Kenali PPOK, Penyakit Penyebab Kematian Tertinggi Ketiga di Dunia
Ada beberapa defenisi PPOK berdasarkan Global Initiative for Chronic Obstructive Lung Disease (GOLD).
Penulis: Aisyah Nursyamsi
Editor: Malvyandie Haryadi
Laporan Wartawan Tribunnews.com, Aisyah Nursyamsi
TRIBUNNEWS.COM, JAKARTA- Kerap dipandang sebelah mata, penyakit paru obstruktif kronis (PPOK) ternyata penyakit penyebab kematian tertinggi ketiga di dunia.
Menurut data Organisasi Kesehatan Dunia atau WHO, penyakit ini menyebabkan 3,23 juta kematian pada 2019.
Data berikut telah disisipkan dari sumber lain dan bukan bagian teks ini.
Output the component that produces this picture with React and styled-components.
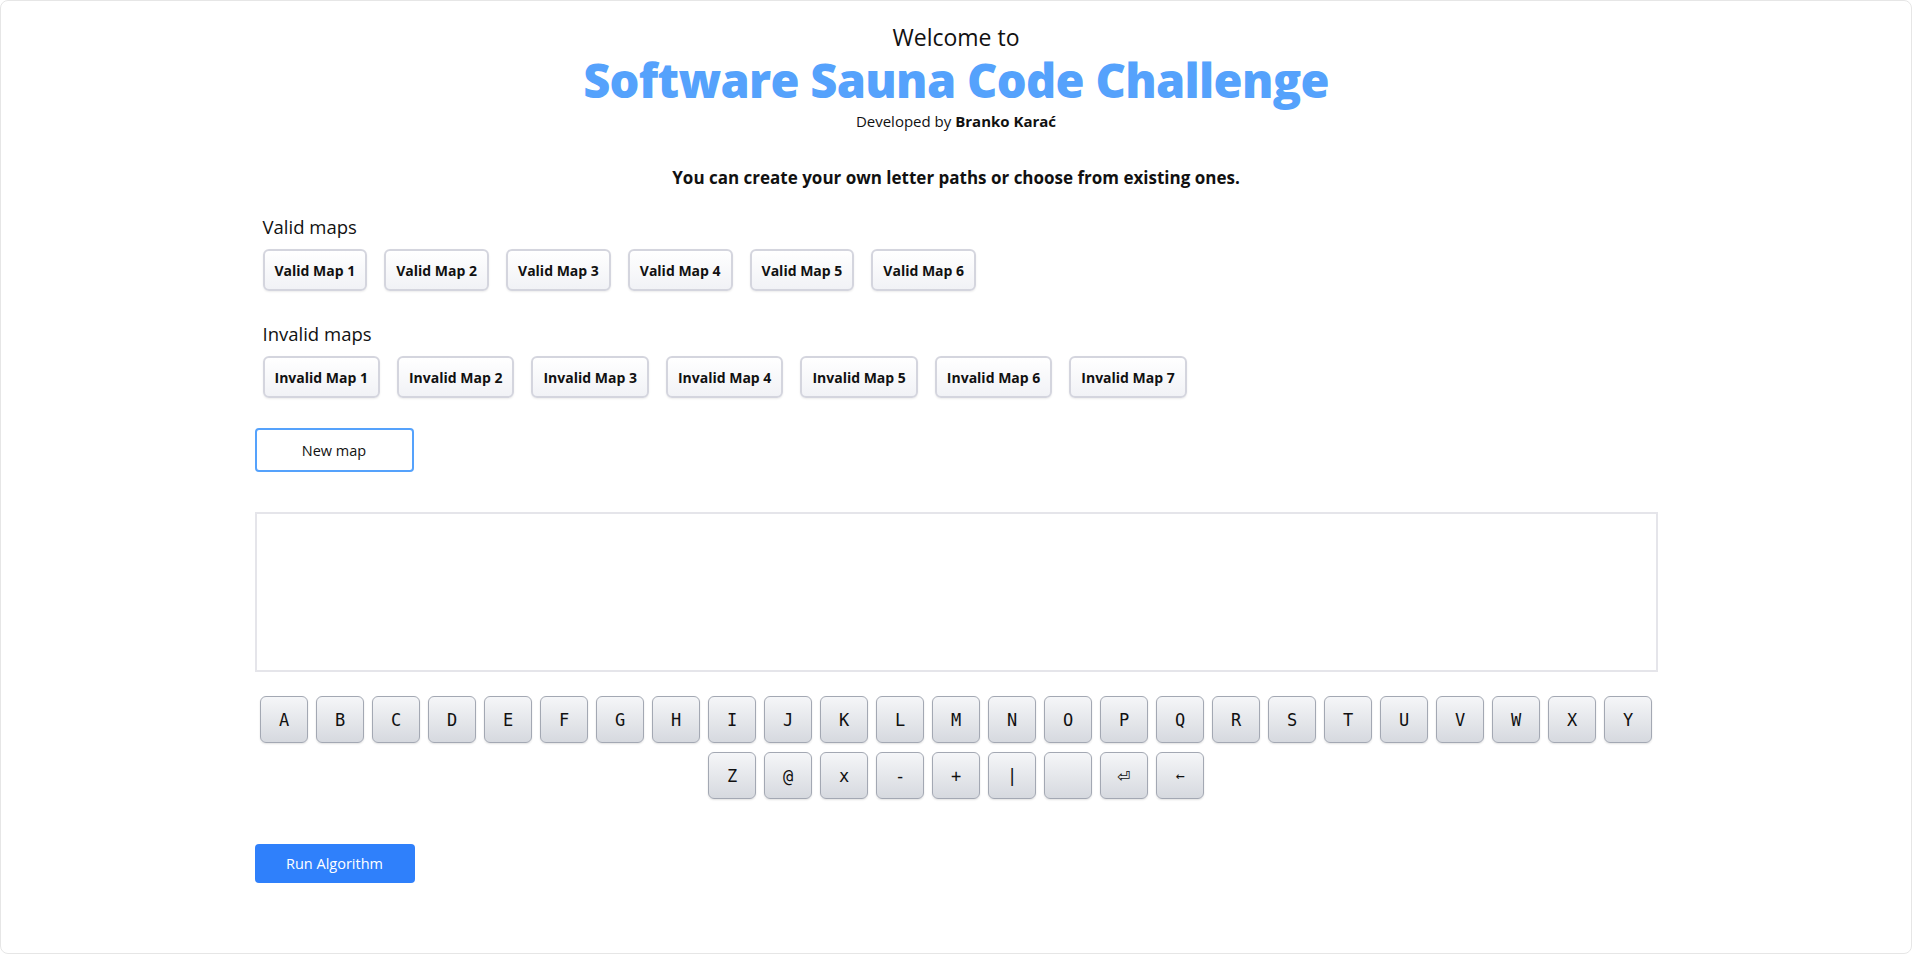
import React from "react";
import styled, { createGlobalStyle } from "styled-components";

const GlobalStyle = createGlobalStyle`
  html, body {
    margin: 0;
    padding: 0;
    background: #ffffff;
  }
  body {
    font-family: "Open Sans", "Noto Sans", sans-serif;
    color: #111;
  }
  * { box-sizing: border-box; }
`;

const Frame = styled.div`
  min-height: 954px;
  background: #fff;
  border: 1px solid #e6e6e6;
  border-radius: 8px;
  overflow: hidden;
`;

const Header = styled.header`
  display: flex;
  flex-direction: column;
  align-items: center;
  padding-top: 20px;
  text-align: center;
`;

const Welcome = styled.div`
  font-size: 23px;
  line-height: 32px;
  color: #111;
`;

const Title = styled.h1`
  margin: 0;
  font-size: 47px;
  line-height: 54px;
  font-weight: 800;
  color: #55a2fc;
  letter-spacing: -0.7px;
`;

const Credit = styled.div`
  margin-top: 4px;
  font-size: 15px;
  line-height: 20px;
  b { font-weight: 700; }
`;

const Main = styled.main`
  width: 1403px;
  margin: 0 auto;
  display: flex;
  flex-direction: column;
  align-items: flex-start;
`;

const Intro = styled.p`
  align-self: stretch;
  margin: 36px 0 0;
  text-align: center;
  font-size: 17px;
  line-height: 22px;
  font-weight: 700;
`;

const MapGroup = styled.section`
  padding-left: 8px;
  margin-top: ${(p) => p.$top}px;
`;

const GroupLabel = styled.h3`
  margin: 0;
  font-size: 18.5px;
  line-height: 26px;
  font-weight: 400;
`;

const ButtonRow = styled.div`
  display: flex;
  gap: 17px;
  margin-top: 9px;
`;

const MapButton = styled.button`
  height: 42px;
  padding: 0 10px;
  border: 2px solid #d4d5de;
  border-radius: 6px;
  background: linear-gradient(#ffffff, #f1f2f6);
  box-shadow: 0 1px 2px rgba(0, 0, 0, 0.08);
  font-family: "Open Sans", sans-serif;
  font-size: 14px;
  font-weight: 700;
  color: #111;
  cursor: pointer;
`;

const NewMapButton = styled.button`
  margin-top: 30px;
  width: 159px;
  height: 44px;
  border: 2px solid #55a2fc;
  border-radius: 4px;
  background: #fff;
  font-family: "Open Sans", sans-serif;
  font-size: 14.5px;
  color: #111;
  cursor: pointer;
`;

const Editor = styled.textarea`
  margin-top: 40px;
  width: 100%;
  height: 160px;
  border: 2px solid #e5e5ea;
  resize: none;
  font-family: "DejaVu Sans Mono", monospace;
  font-size: 16px;
  outline: none;
`;

const Keyboard = styled.div`
  margin-top: 24px;
  align-self: stretch;
  display: flex;
  flex-wrap: wrap;
  justify-content: center;
  column-gap: 8px;
  row-gap: 9px;
`;

const Key = styled.button`
  width: 48px;
  height: 47px;
  padding: 0;
  border: 1px solid #a3a8b3;
  border-radius: 6px;
  background: linear-gradient(#f5f6f8, #d6d9df);
  box-shadow: 0 1px 2px rgba(0, 0, 0, 0.12);
  font-family: "DejaVu Sans Mono", monospace;
  font-size: ${(p) => p.$size || 17}px;
  color: #111;
  cursor: pointer;
`;

const RunButton = styled.button`
  margin-top: 45px;
  width: 160px;
  height: 39px;
  border: none;
  border-radius: 4px;
  background: #2f80fb;
  color: #fff;
  font-family: "Open Sans", sans-serif;
  font-size: 14.5px;
  cursor: pointer;
`;

const validMaps = [1, 2, 3, 4, 5, 6].map((n) => `Valid Map ${n}`);
const invalidMaps = [1, 2, 3, 4, 5, 6, 7].map((n) => `Invalid Map ${n}`);
const keys = [
  ..."ABCDEFGHIJKLMNOPQRSTUVWXY".split("").map((c) => ({ c })),
  { c: "Z" }, { c: "@" }, { c: "x" }, { c: "-" }, { c: "+" }, { c: "|" },
  { c: " " }, { c: "⏎", size: 22 }, { c: "←", size: 15 },
];

export default function App() {
  return (
    <>
      <GlobalStyle />
      <Frame>
        <Header>
          <Welcome>Welcome to</Welcome>
          <Title>Software Sauna Code Challenge</Title>
          <Credit>
            Developed by <b>Branko Karać</b>
          </Credit>
        </Header>
        <Main>
          <Intro>You can create your own letter paths or choose from existing ones.</Intro>
          <MapGroup $top={25}>
            <GroupLabel>Valid maps</GroupLabel>
            <ButtonRow>
              {validMaps.map((m) => (
                <MapButton key={m}>{m}</MapButton>
              ))}
            </ButtonRow>
          </MapGroup>
          <MapGroup $top={30}>
            <GroupLabel>Invalid maps</GroupLabel>
            <ButtonRow>
              {invalidMaps.map((m) => (
                <MapButton key={m}>{m}</MapButton>
              ))}
            </ButtonRow>
          </MapGroup>
          <NewMapButton>New map</NewMapButton>
          <Editor />
          <Keyboard>
            {keys.map((k, i) => (
              <Key key={i} $size={k.size}>{k.c}</Key>
            ))}
          </Keyboard>
          <RunButton>Run Algorithm</RunButton>
        </Main>
      </Frame>
    </>
  );
}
Menurut Dokter dari Perhimpunan Dokter Paru Indonesia (PDPI) dr. Arief Bakhtiar, Sp.P(K), merupakan penyakit tidak menular, dan menjadi masalah global dan Indonesia.
Ada beberapa defenisi PPOK berdasarkan Global Initiative for Chronic Obstructive Lung Disease (GOLD).
Baca juga: Penyakit Paru Obstruktif Kronik (PPOK) Tak Dapat Sembuh
Pertama, kondisi paru yang heterogen.
"Kedua, disertai gejala pernapasan paru kornik seperti sesak, batuk dan produksi dahak," ungkapnya secara virtual, Rabu (16/11/2022).
Ketiga, karena abrnomalitas saluran pernapasan.
Keempat, terjadi hambatan aliran udara persisten, sering progresif.
Setidaknya ada beberapa gejala yang bisa dikenali oleh masyarakat.
Di antaranya seperti sesak nafas yang menetap dan bertambah berat seiring waktu.
Lalu batuk berdahak yang lama, dada terasa berat dan napas berbunyi 'ngik-ngik.'
Selain itu tubuh mereka yang mengalami PPOK cepat merasa lelah.
PPOK tidak dapat dihilangkan, kata dr Arief, terapi bisa mengurangi gejala pada pasien, sehingga dapat menjalani hidup dengan baik.
"Di sini kita lihat tidak ada tujuan (terapi) untuk menyembuhkan, tidak ada. Jadi kita harus sampaikan, sekali terdiagnosis, maka selamatnya akan melekat," paparnya.
Terapi untuk penyakit PPOK biasanya meliputi farmakologi atau obat-obatan maupun non-farmakologi, tambahnya.
Dan terapi PPOK, kata dr Arief bersifat sepanjang umur pada si pasien.